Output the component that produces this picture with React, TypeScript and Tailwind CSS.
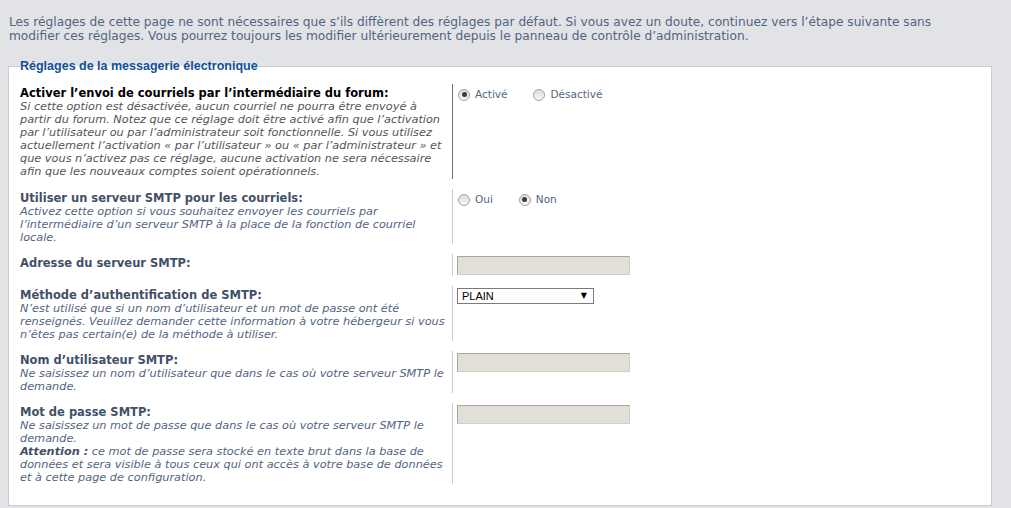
import React from "react";

const Radio = ({ checked }: { checked?: boolean }) => (
  <span className="inline-flex items-center justify-center w-[12px] h-[12px] rounded-full border border-[#a3a3a3] bg-[linear-gradient(180deg,#dcdcdc,#f7f7f7)] shrink-0">
    {checked && <span className="w-[5px] h-[5px] rounded-full bg-[#3c3c3c]" />}
  </span>
);

const RadioItem = ({ label, checked, last }: { label: string; checked?: boolean; last?: boolean }) => (
  <span className={`inline-flex items-center ${last ? "" : "mr-[26px]"}`}>
    <Radio checked={checked} />
    <span className="ml-[5px] text-[#536482] text-[10.5px] leading-[13px]">{label}</span>
  </span>
);

const TextBox = () => (
  <div className="mt-[2px] mb-[1px] ml-[-1px] w-[173px] h-[19px] bg-[#e2dfd8] border border-t-[#a9a69f] border-l-[#a9a69f] border-r-[#d2cfc7] border-b-[#d2cfc7]" />
);

type RowProps = {
  label: string;
  lines?: React.ReactNode[];
  hover?: boolean;
  children: React.ReactNode;
  last?: boolean;
};

const Row = ({ label, lines = [], hover, children, last }: RowProps) => (
  <div className={`flex ${last ? "" : "mb-[10px]"}`}>
    <div className={`w-[432px] shrink-0 pt-[3px] ${hover ? "pb-[1px]" : ""}`}>
      <div className={`font-bold text-[11.5px] leading-[13px] whitespace-nowrap ${hover ? "text-black" : "text-[#425067]"}`}>{label}</div>
      {lines.map((l, i) => (
        <div key={i} className={`italic text-[11.3px] leading-[13px] whitespace-nowrap ${hover ? "text-[#555]" : "text-[#536482]"}`}>
          {l}
        </div>
      ))}
    </div>
    <div className={`flex-1 border-l ${hover ? "border-[#707070]" : "border-[#cccccc]"} pl-[5px]`}>{children}</div>
  </div>
);

export default function App() {
  return (
    <div className="min-h-screen bg-[#e1e3e7] font-['DejaVu_Sans',Verdana,sans-serif] pt-[16px] pb-[2px]">
      <div className="px-[9px] text-[12.2px] leading-[13.5px] text-[#536482]">
        <div className="whitespace-nowrap">
          Les réglages de cette page ne sont nécessaires que s’ils diffèrent des réglages par défaut. Si vous avez un doute, continuez vers l’étape suivante sans
        </div>
        <div className="whitespace-nowrap">
          modifier ces réglages. Vous pourrez toujours les modifier ultérieurement depuis le panneau de contrôle d’administration.
        </div>
      </div>
      <fieldset className="ml-[8px] mr-[19px] mt-[16px] border border-[#cccccc] bg-white pl-[11px] pr-[11px] pt-[11px] pb-[21px]">
        <legend className="font-['Liberation_Sans',Arial,sans-serif] font-bold text-[12.5px] leading-[14px] text-[#115098]">Réglages de la messagerie électronique</legend>

        <Row
          hover
          label="Activer l’envoi de courriels par l’intermédiaire du forum:"
          lines={[
            "Si cette option est désactivée, aucun courriel ne pourra être envoyé à",
            "partir du forum. Notez que ce réglage doit être activé afin que l’activation",
            "par l’utilisateur ou par l’administrateur soit fonctionnelle. Si vous utilisez",
            "actuellement l’activation « par l’utilisateur » ou « par l’administrateur » et",
            "que vous n’activez pas ce réglage, aucune activation ne sera nécessaire",
            "afin que les nouveaux comptes soient opérationnels.",
          ]}
        >
          <div className="pt-[4px] flex">
            <RadioItem label="Activé" checked />
            <RadioItem label="Désactivé" last />
          </div>
        </Row>

        <Row
          label="Utiliser un serveur SMTP pour les courriels:"
          lines={[
            "Activez cette option si vous souhaitez envoyer les courriels par",
            "l’intermédiaire d’un serveur SMTP à la place de la fonction de courriel",
            "locale.",
          ]}
        >
          <div className="pt-[4px] flex">
            <RadioItem label="Oui" />
            <RadioItem label="Non" checked last />
          </div>
        </Row>

        <Row label="Adresse du serveur SMTP:">
          <TextBox />
        </Row>

        <Row
          label="Méthode d’authentification de SMTP:"
          lines={[
            "N’est utilisé que si un nom d’utilisateur et un mot de passe ont été",
            "renseignés. Veuillez demander cette information à votre hébergeur si vous",
            "n’êtes pas certain(e) de la méthode à utiliser.",
          ]}
        >
          <div className="mt-[2px] ml-[-1px] w-[137px] h-[16px] bg-white border border-[#7a7a7a] flex items-center justify-between pl-[4px] pr-[6px]">
            <span className="font-['Liberation_Sans',Arial,sans-serif] text-[11px] leading-[12px] text-black">PLAIN</span>
            <span className="text-[8px] leading-[8px] text-black">▼</span>
          </div>
        </Row>

        <Row
          label="Nom d’utilisateur SMTP:"
          lines={["Ne saisissez un nom d’utilisateur que dans le cas où votre serveur SMTP le", "demande."]}
        >
          <TextBox />
        </Row>

        <Row
          last
          label="Mot de passe SMTP:"
          lines={[
            "Ne saisissez un mot de passe que dans le cas où votre serveur SMTP le",
            "demande.",
            <>
              <span className="font-bold text-[#425067]">Attention :</span> ce mot de passe sera stocké en texte brut dans la base de
            </>,
            "données et sera visible à tous ceux qui ont accès à votre base de données",
            "et à cette page de configuration.",
          ]}
        >
          <TextBox />
        </Row>
      </fieldset>
    </div>
  );
}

- - - - -

Task requirements
Repeat the material verbatim. Do not carry over any picture.

Complete output
Output the component that produces this picture with React, TypeScript and Tailwind CSS.
import React from "react";

const Radio = ({ checked }: { checked?: boolean }) => (
  <span className="inline-flex items-center justify-center w-[12px] h-[12px] rounded-full border border-[#a3a3a3] bg-[linear-gradient(180deg,#dcdcdc,#f7f7f7)] shrink-0">
    {checked && <span className="w-[5px] h-[5px] rounded-full bg-[#3c3c3c]" />}
  </span>
);

const RadioItem = ({ label, checked, last }: { label: string; checked?: boolean; last?: boolean }) => (
  <span className={`inline-flex items-center ${last ? "" : "mr-[26px]"}`}>
    <Radio checked={checked} />
    <span className="ml-[5px] text-[#536482] text-[10.5px] leading-[13px]">{label}</span>
  </span>
);

const TextBox = () => (
  <div className="mt-[2px] mb-[1px] ml-[-1px] w-[173px] h-[19px] bg-[#e2dfd8] border border-t-[#a9a69f] border-l-[#a9a69f] border-r-[#d2cfc7] border-b-[#d2cfc7]" />
);

type RowProps = {
  label: string;
  lines?: React.ReactNode[];
  hover?: boolean;
  children: React.ReactNode;
  last?: boolean;
};

const Row = ({ label, lines = [], hover, children, last }: RowProps) => (
  <div className={`flex ${last ? "" : "mb-[10px]"}`}>
    <div className={`w-[432px] shrink-0 pt-[3px] ${hover ? "pb-[1px]" : ""}`}>
      <div className={`font-bold text-[11.5px] leading-[13px] whitespace-nowrap ${hover ? "text-black" : "text-[#425067]"}`}>{label}</div>
      {lines.map((l, i) => (
        <div key={i} className={`italic text-[11.3px] leading-[13px] whitespace-nowrap ${hover ? "text-[#555]" : "text-[#536482]"}`}>
          {l}
        </div>
      ))}
    </div>
    <div className={`flex-1 border-l ${hover ? "border-[#707070]" : "border-[#cccccc]"} pl-[5px]`}>{children}</div>
  </div>
);

export default function App() {
  return (
    <div className="min-h-screen bg-[#e1e3e7] font-['DejaVu_Sans',Verdana,sans-serif] pt-[16px] pb-[2px]">
      <div className="px-[9px] text-[12.2px] leading-[13.5px] text-[#536482]">
        <div className="whitespace-nowrap">
          Les réglages de cette page ne sont nécessaires que s’ils diffèrent des réglages par défaut. Si vous avez un doute, continuez vers l’étape suivante sans
        </div>
        <div className="whitespace-nowrap">
          modifier ces réglages. Vous pourrez toujours les modifier ultérieurement depuis le panneau de contrôle d’administration.
        </div>
      </div>
      <fieldset className="ml-[8px] mr-[19px] mt-[16px] border border-[#cccccc] bg-white pl-[11px] pr-[11px] pt-[11px] pb-[21px]">
        <legend className="font-['Liberation_Sans',Arial,sans-serif] font-bold text-[12.5px] leading-[14px] text-[#115098]">Réglages de la messagerie électronique</legend>

        <Row
          hover
          label="Activer l’envoi de courriels par l’intermédiaire du forum:"
          lines={[
            "Si cette option est désactivée, aucun courriel ne pourra être envoyé à",
            "partir du forum. Notez que ce réglage doit être activé afin que l’activation",
            "par l’utilisateur ou par l’administrateur soit fonctionnelle. Si vous utilisez",
            "actuellement l’activation « par l’utilisateur » ou « par l’administrateur » et",
            "que vous n’activez pas ce réglage, aucune activation ne sera nécessaire",
            "afin que les nouveaux comptes soient opérationnels.",
          ]}
        >
          <div className="pt-[4px] flex">
            <RadioItem label="Activé" checked />
            <RadioItem label="Désactivé" last />
          </div>
        </Row>

        <Row
          label="Utiliser un serveur SMTP pour les courriels:"
          lines={[
            "Activez cette option si vous souhaitez envoyer les courriels par",
            "l’intermédiaire d’un serveur SMTP à la place de la fonction de courriel",
            "locale.",
          ]}
        >
          <div className="pt-[4px] flex">
            <RadioItem label="Oui" />
            <RadioItem label="Non" checked last />
          </div>
        </Row>

        <Row label="Adresse du serveur SMTP:">
          <TextBox />
        </Row>

        <Row
          label="Méthode d’authentification de SMTP:"
          lines={[
            "N’est utilisé que si un nom d’utilisateur et un mot de passe ont été",
            "renseignés. Veuillez demander cette information à votre hébergeur si vous",
            "n’êtes pas certain(e) de la méthode à utiliser.",
          ]}
        >
          <div className="mt-[2px] ml-[-1px] w-[137px] h-[16px] bg-white border border-[#7a7a7a] flex items-center justify-between pl-[4px] pr-[6px]">
            <span className="font-['Liberation_Sans',Arial,sans-serif] text-[11px] leading-[12px] text-black">PLAIN</span>
            <span className="text-[8px] leading-[8px] text-black">▼</span>
          </div>
        </Row>

        <Row
          label="Nom d’utilisateur SMTP:"
          lines={["Ne saisissez un nom d’utilisateur que dans le cas où votre serveur SMTP le", "demande."]}
        >
          <TextBox />
        </Row>

        <Row
          last
          label="Mot de passe SMTP:"
          lines={[
            "Ne saisissez un mot de passe que dans le cas où votre serveur SMTP le",
            "demande.",
            <>
              <span className="font-bold text-[#425067]">Attention :</span> ce mot de passe sera stocké en texte brut dans la base de
            </>,
            "données et sera visible à tous ceux qui ont accès à votre base de données",
            "et à cette page de configuration.",
          ]}
        >
          <TextBox />
        </Row>
      </fieldset>
    </div>
  );
}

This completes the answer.